Lizzie is a reputed guidebook writer and author of the Footprint guides to South Africa, Namibia, Kenya, Tanzania, Uganda and Zimbabwe.
See the Big Five including black rhino and the last three northern white rhino, and rescued and orphaned chimps at Sweetwaters.
In the foothills of Mount Kenya, Ol Pejeta was established by a consortium of philanthropic investors in 2004, and today this not-for-profit conservancy is famous for its pioneering and sophisticated conservation efforts. It was certainly super-impressive to see their methods of high-level security, from armies of rangers in the bush to a central control tower operating drones and helicopters – no wonder Ol Pejeta is home to the largest black rhino population in East Africa. Its home to the other Big Five too, and cheetah, African wild dog and plenty of plains species, and the expertly-guided game drives were very rewarding. It was also fun to walk around Sweetwaters and watch the characterful chimpanzees relaxing in their hammocks in their spacious private forest and learn their stories from the guides. I also noted large herds of cows, and like elsewhere in the Laikipia region, Ol Pejeta makes an income from cattle farming. Some safari-goers think this distracts from its ‘wildness’, but by using the land productively and profitably, it secures the protection of wildlife populations too. Ol Pejeta is the only Laikipia conservancy open for day visitors and also has great places to stay – from campsites and simple self-catering cottages to 5-star tented camps and lodges – and plenty of activities and variety of animals complete a fully-rounded safari experience.
Sue is an award-winning writer who specializes in African travel and conservation. She writes for national newspapers, magazines, Rough Guides and Lonely Planet.
Kenya’s rhino haven
Ol Pejeta, in Kenya’s Laikipia county, is a brilliant example of coexistence – communities, conservation and surprisingly cattle-ranching all come together here and provide for a fascinating destination. The Big Five are all present and I saw more rhino in my first day in the conservancy than I have in 16 years of travelling to Africa, not surprisingly perhaps considering it is the largest black rhino sanctuary in East Africa. It’s also home to Southern White rhinos and the world’s last three remaining Northern Whites. I had the privilege of meeting Sudan, the last male Northern White, and believe me, it’s an emotional experience, particularly when you think he may be the very last one of his kind.

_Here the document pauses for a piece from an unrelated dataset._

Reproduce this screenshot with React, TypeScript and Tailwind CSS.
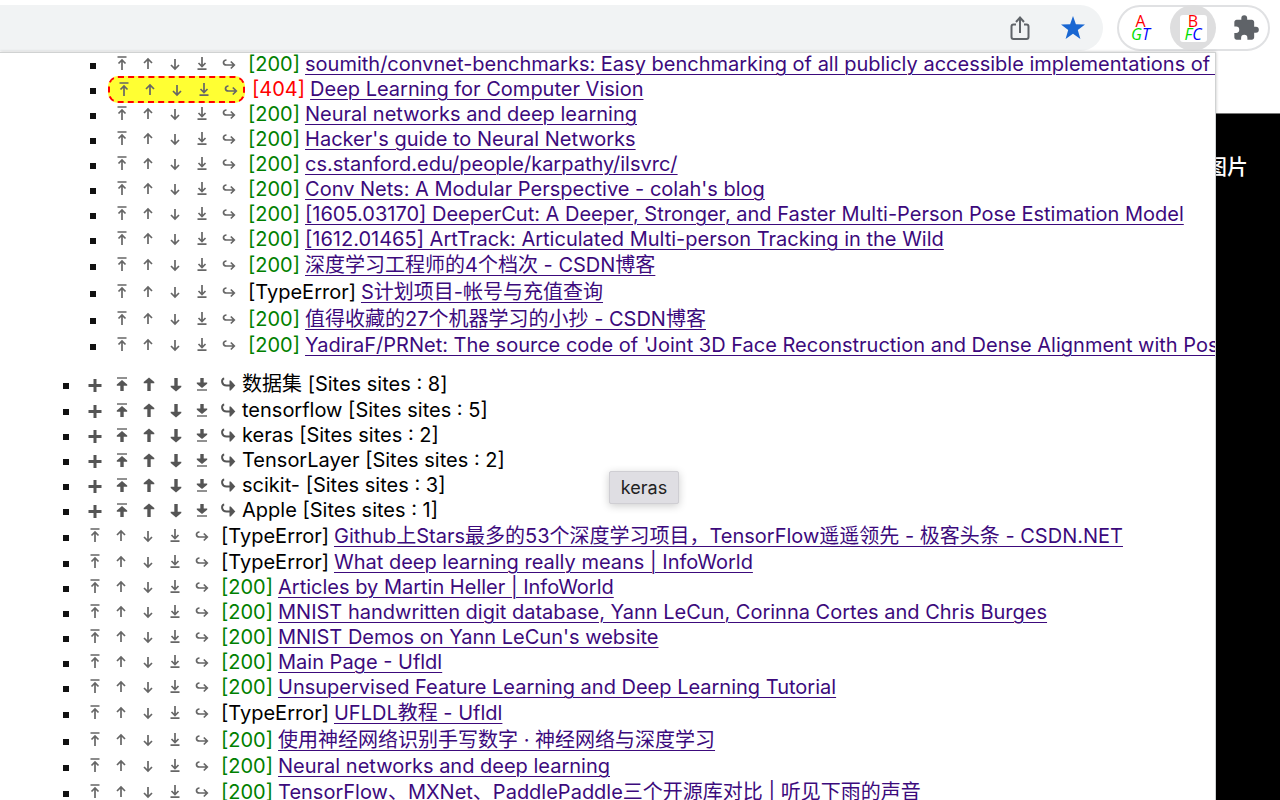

But Ol Pejeta isn’t just about rhinos. We visited the Sweetwaters chimp sanctuary that’s home to around 40 rescued primates, and we also tracked lions with researchers. A family with young children was staying with us and fell in love with the place. It struck me that this is an ideal place for a first safari for youngsters because of these additional activities on top of the usual game drives, and they’ll see plenty of wildlife.